### Your task
Which lines fall between the line holding "Rebuild this screenshot" and the line holding "const field = 'h-[25px]", inclusive? Retype them exactly, without the pictures, and add nothing else.

### Materials provided

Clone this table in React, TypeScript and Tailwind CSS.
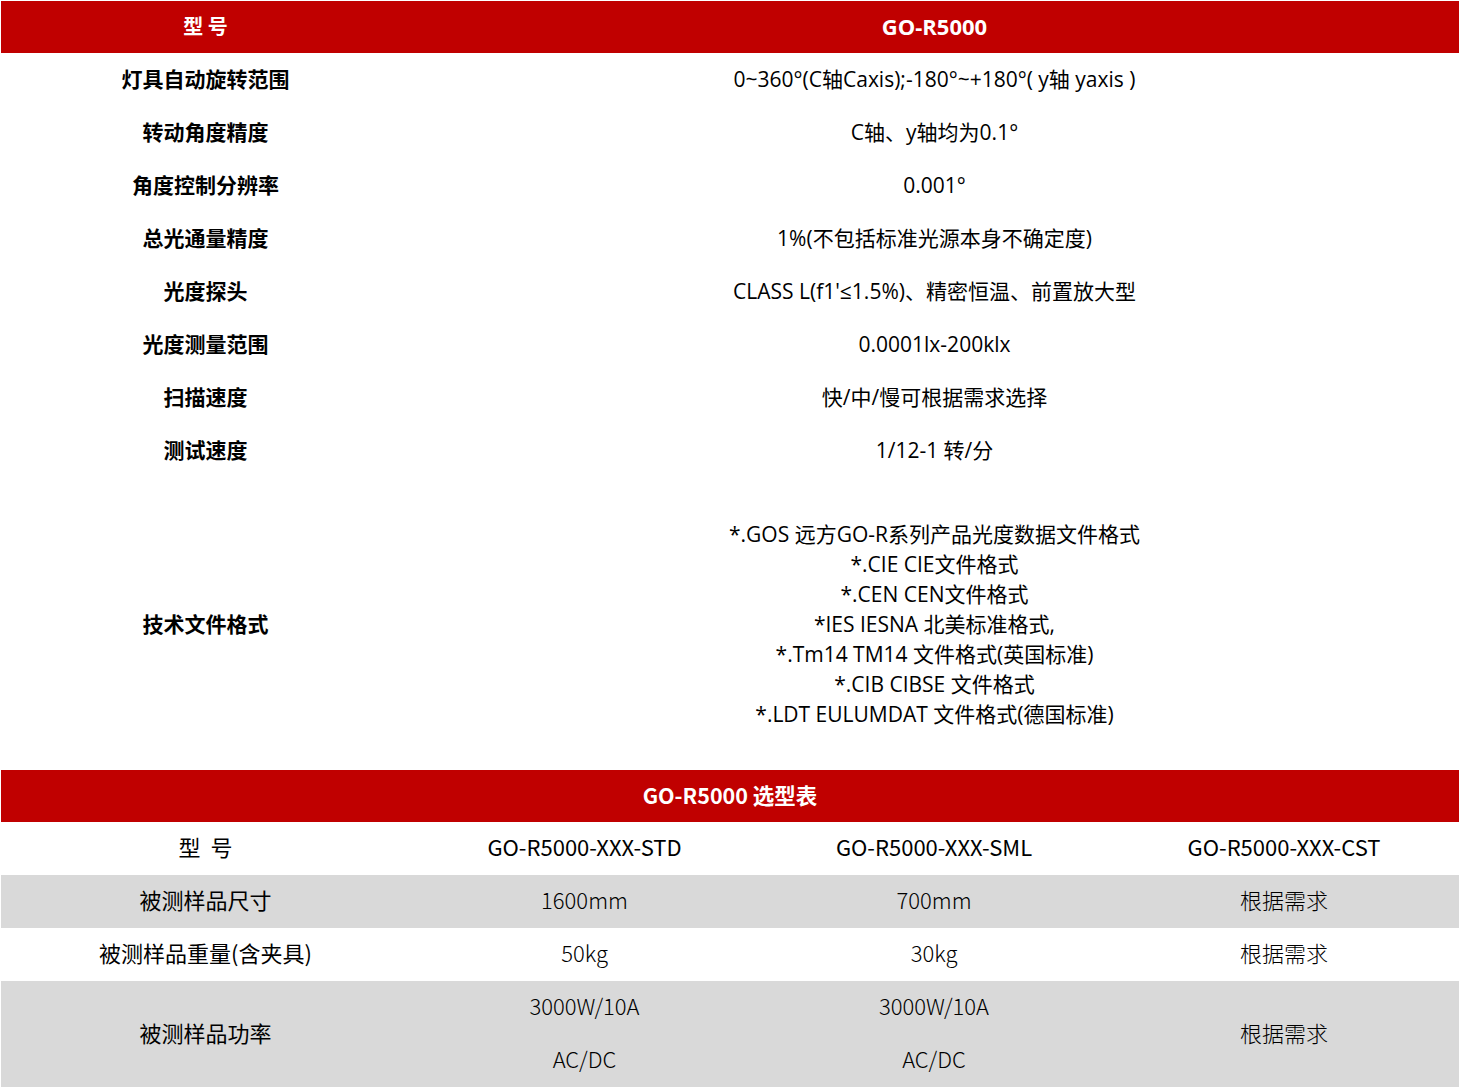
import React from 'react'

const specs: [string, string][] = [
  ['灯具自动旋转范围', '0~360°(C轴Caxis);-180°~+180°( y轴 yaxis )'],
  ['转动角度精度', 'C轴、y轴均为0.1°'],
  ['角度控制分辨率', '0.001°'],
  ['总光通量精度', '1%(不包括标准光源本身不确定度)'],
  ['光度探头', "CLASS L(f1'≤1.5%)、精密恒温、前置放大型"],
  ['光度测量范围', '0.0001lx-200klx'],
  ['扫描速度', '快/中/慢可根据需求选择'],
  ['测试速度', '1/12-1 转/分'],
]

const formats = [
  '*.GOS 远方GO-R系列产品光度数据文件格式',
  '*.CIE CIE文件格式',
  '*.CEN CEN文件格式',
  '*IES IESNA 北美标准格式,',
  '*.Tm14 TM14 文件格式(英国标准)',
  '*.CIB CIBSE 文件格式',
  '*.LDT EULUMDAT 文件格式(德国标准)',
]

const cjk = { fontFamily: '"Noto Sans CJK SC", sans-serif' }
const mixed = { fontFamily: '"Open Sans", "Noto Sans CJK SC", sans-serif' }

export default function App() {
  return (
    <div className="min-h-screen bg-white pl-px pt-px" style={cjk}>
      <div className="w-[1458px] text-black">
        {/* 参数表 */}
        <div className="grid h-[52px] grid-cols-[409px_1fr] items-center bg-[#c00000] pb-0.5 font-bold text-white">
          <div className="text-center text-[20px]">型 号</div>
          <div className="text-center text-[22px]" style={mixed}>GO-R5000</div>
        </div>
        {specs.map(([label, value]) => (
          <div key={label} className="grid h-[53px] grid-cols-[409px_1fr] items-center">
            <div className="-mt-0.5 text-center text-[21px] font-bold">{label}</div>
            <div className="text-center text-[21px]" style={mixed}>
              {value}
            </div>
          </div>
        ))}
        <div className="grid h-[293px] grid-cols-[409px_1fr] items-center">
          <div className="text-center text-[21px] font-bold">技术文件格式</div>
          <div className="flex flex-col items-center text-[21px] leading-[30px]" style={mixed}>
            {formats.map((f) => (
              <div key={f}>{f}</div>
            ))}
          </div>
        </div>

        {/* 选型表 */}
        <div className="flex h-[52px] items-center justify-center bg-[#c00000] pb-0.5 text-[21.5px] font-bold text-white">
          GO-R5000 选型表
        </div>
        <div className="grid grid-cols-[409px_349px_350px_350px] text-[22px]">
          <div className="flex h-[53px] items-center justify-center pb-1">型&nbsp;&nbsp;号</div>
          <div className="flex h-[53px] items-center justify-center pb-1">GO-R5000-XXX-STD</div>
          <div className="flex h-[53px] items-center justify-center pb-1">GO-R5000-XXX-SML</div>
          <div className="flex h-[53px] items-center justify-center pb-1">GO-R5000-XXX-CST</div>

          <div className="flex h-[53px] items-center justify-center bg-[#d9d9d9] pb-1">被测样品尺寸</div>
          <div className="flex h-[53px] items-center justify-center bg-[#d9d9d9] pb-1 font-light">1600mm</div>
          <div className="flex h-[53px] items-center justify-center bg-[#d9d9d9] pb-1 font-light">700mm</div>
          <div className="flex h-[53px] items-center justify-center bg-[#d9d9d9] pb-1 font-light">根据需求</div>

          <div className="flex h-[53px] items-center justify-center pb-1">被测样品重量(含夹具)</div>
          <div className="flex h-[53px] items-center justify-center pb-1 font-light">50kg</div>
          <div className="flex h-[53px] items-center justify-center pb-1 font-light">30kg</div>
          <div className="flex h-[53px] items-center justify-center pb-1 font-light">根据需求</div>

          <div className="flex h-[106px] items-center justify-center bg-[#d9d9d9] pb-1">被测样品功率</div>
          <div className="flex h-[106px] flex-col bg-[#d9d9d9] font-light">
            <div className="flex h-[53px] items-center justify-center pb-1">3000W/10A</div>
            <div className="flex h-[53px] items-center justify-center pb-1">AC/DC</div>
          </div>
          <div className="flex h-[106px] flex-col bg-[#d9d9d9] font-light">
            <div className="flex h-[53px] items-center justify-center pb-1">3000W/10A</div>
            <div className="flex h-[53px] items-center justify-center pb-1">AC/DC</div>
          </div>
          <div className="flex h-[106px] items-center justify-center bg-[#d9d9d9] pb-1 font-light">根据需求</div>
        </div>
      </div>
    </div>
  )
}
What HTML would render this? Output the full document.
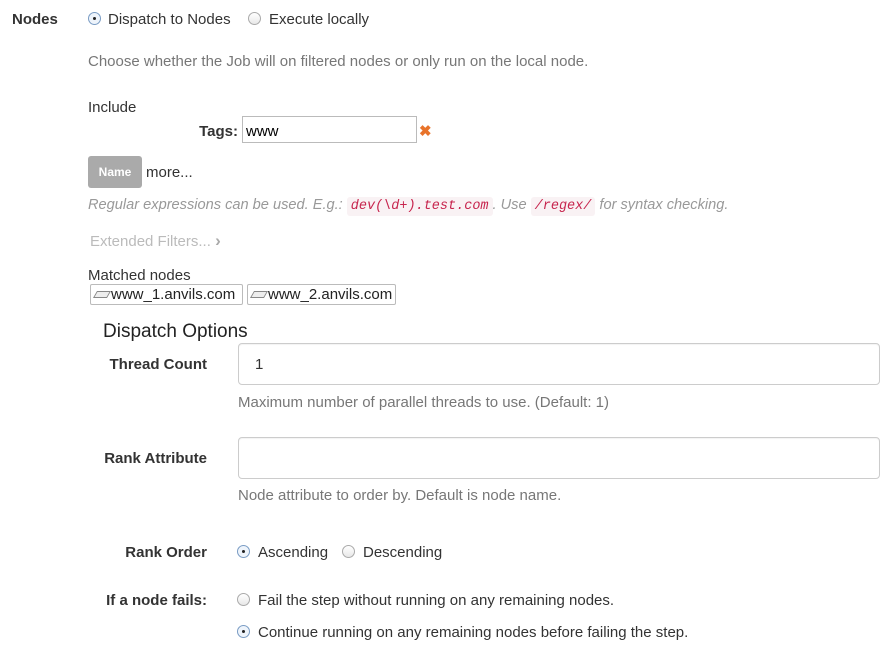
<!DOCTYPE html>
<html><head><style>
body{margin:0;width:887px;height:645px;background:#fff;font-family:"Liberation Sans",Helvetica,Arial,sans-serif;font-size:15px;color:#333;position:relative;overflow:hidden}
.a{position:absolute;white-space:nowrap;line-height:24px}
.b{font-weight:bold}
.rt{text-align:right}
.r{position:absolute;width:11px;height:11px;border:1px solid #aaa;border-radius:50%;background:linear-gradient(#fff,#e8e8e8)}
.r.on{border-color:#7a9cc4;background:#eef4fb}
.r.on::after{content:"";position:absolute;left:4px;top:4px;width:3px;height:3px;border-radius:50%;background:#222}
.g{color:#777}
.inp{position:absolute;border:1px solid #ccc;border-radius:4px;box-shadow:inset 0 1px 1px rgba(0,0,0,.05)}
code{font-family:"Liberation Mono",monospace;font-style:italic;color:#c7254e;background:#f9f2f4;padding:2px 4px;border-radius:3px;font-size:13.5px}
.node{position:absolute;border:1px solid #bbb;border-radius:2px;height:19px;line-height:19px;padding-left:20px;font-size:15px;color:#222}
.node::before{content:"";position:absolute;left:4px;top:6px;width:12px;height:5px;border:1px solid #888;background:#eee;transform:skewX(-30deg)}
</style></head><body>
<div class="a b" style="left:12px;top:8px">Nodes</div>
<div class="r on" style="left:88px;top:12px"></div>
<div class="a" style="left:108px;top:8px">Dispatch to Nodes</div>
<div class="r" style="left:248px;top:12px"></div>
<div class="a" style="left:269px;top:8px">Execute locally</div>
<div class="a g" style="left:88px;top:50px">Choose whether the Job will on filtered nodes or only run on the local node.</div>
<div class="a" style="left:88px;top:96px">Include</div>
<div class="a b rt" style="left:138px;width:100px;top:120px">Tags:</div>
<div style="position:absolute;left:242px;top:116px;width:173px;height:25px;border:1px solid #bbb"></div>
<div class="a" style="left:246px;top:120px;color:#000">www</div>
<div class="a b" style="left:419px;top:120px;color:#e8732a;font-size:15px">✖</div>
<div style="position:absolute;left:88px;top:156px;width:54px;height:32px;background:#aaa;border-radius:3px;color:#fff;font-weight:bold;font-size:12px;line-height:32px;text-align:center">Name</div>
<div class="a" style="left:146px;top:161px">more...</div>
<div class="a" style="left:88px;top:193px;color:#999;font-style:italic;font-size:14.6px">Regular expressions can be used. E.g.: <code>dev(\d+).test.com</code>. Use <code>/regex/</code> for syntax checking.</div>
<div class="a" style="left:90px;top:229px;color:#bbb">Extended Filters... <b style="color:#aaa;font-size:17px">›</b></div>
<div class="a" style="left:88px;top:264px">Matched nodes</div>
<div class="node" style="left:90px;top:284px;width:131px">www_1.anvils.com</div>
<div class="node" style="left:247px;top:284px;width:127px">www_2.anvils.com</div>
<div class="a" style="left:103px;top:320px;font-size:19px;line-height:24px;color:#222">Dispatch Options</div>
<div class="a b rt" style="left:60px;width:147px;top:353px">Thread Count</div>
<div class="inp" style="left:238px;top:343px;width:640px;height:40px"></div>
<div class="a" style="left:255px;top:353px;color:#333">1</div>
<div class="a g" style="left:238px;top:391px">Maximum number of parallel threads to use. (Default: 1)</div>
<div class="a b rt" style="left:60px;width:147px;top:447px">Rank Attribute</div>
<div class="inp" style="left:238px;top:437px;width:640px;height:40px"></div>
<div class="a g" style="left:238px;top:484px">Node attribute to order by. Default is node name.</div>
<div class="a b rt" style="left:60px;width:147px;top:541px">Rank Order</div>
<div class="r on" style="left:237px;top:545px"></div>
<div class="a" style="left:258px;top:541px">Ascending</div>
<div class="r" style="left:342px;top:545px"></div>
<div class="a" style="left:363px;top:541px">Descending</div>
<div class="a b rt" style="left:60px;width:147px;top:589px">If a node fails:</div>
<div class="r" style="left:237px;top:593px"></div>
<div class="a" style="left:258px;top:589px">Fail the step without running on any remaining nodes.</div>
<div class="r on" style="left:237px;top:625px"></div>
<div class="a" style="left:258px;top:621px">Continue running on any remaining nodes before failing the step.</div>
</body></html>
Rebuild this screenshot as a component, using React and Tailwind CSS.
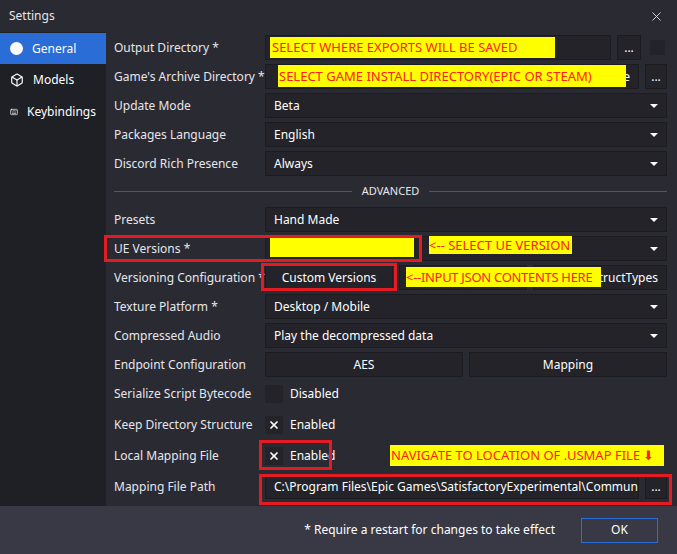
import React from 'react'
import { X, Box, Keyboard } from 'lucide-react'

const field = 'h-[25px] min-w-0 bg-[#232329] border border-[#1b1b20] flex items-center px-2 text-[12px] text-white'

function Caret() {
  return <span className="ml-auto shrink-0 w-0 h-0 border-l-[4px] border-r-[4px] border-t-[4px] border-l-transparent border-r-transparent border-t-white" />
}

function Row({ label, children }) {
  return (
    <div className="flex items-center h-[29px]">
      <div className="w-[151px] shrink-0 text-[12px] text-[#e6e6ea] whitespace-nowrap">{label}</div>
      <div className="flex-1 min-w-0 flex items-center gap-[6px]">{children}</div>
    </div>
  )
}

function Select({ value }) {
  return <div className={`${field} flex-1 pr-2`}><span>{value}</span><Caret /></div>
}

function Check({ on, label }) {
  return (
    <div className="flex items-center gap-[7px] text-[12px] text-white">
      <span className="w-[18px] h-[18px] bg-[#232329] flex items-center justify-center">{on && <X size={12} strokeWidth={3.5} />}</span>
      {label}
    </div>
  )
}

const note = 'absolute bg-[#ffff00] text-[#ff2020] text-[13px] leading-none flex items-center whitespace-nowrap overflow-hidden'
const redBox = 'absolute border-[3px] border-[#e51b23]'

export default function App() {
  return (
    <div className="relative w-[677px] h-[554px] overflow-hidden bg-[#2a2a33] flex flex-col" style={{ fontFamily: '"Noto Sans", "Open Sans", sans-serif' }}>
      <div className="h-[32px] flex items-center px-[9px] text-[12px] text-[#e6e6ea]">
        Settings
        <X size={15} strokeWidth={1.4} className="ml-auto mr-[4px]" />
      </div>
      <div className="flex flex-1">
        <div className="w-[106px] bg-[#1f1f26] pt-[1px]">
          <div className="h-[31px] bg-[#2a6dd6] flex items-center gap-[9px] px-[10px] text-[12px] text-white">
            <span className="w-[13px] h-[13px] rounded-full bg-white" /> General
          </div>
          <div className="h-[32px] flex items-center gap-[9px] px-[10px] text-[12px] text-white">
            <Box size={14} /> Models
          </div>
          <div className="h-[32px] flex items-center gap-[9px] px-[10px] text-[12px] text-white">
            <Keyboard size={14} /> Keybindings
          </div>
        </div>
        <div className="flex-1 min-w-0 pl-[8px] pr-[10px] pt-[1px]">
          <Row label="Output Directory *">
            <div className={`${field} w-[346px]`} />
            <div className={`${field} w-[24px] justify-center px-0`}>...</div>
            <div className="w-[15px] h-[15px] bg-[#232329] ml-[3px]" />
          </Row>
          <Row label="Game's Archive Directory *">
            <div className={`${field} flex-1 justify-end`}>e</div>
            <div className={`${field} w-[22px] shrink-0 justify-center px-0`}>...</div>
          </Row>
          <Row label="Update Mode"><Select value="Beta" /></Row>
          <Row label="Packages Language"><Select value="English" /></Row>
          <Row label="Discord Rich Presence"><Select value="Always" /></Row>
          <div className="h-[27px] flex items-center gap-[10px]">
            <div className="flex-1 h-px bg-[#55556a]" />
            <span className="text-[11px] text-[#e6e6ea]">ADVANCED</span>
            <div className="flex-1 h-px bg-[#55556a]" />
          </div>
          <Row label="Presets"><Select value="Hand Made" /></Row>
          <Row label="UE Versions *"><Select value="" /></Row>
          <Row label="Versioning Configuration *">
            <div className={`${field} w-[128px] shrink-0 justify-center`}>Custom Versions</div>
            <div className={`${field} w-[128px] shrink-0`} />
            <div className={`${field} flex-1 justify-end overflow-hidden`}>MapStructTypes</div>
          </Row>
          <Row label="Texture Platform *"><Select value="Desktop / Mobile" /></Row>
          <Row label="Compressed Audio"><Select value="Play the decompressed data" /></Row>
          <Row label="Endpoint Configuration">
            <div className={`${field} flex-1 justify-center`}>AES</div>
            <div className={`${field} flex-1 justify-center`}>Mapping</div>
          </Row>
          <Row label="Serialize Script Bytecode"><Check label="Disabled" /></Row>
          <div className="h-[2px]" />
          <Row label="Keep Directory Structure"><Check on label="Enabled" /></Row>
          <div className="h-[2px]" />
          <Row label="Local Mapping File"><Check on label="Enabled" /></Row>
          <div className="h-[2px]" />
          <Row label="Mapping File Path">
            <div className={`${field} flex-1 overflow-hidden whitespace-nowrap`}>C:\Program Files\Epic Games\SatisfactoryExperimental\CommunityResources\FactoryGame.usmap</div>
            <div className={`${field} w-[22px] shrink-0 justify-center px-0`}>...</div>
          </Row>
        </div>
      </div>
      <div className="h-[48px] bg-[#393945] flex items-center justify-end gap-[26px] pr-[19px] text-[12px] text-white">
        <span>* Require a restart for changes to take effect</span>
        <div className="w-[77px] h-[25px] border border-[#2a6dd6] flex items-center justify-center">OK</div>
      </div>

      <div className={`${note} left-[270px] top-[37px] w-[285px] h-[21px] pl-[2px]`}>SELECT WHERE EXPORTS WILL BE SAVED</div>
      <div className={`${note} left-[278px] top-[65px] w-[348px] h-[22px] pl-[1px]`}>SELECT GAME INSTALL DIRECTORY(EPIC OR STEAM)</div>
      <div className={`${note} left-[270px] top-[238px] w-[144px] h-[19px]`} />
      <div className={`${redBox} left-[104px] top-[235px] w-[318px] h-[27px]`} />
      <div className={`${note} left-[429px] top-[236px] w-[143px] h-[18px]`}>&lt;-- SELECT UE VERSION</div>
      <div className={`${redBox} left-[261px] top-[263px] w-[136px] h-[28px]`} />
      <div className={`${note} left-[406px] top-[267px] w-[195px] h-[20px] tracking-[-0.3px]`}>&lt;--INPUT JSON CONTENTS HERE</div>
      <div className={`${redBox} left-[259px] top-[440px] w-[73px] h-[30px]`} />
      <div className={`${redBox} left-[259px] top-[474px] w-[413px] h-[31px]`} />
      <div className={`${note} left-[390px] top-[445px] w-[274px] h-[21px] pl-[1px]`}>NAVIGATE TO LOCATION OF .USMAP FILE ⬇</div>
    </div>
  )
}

### Exercise result
Rebuild this screenshot as a component, using React and Tailwind CSS.
import React from 'react'
import { X, Box, Keyboard } from 'lucide-react'

const field = 'h-[25px] min-w-0 bg-[#232329] border border-[#1b1b20] flex items-center px-2 text-[12px] text-white'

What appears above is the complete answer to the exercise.